Further this approach is demeaning to the consumer, who "typically" are much smarter than this author would give them credit for. They are the same ones that use expedia or priceline to travel, and home depot for hardware and lumber. If an agent gave me the pitch this article teaches I would tell that agent they are working for the wrong company, if that is all they get paid at the end of the day, as it is the agent I am hiring.

How do realtors explain to sellers that 90% of realtors cannot explain agency proficiently, none the less open lock boxes on their own, and which are "typically" working for companies that expect the highest fees? That would be an article I would applaud.

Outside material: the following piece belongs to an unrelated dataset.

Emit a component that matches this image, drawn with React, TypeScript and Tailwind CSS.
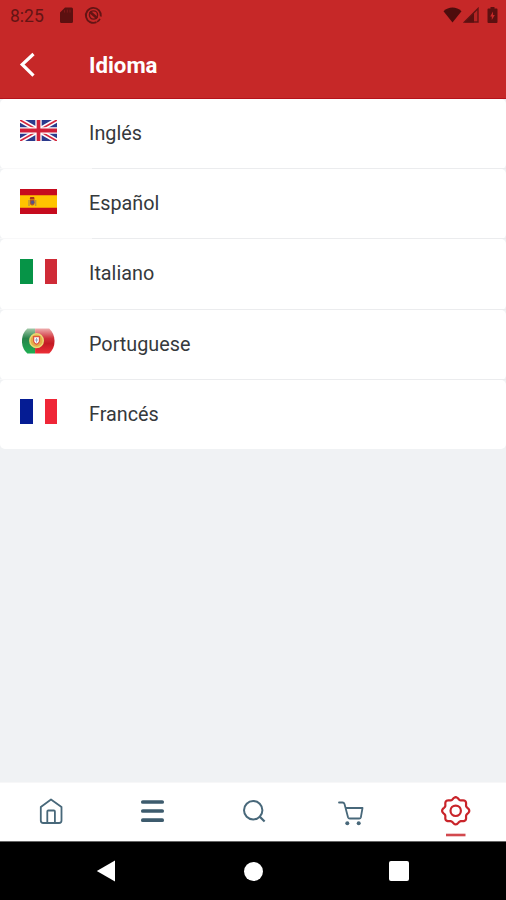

How about: "History has taught us that in every profession, the people that charge less are typically the most efficient at what they do and therefore do a lot of business and actually have more revenue to give you superior service at a fair price." This is more the truth.

I know, how about an article that teaches the realtors that they are in business for themselves and consumers clearly are not wanting to pay for the "fat" any longer, and history shows that by doing nothing about it other than trying to explain why such as this article preaches, are all doomed like the way travel agent has gone.

How about an article that teaches realtors that to be a top producer, it is not the company behind them that makes it happen, and that "typically" the fat can be eliminated by working on their own or for a low fat company and by learning how to be highly proficient, educated, and efficient they can as a real estate professional charge fair fees they are truly worth and be a huge success.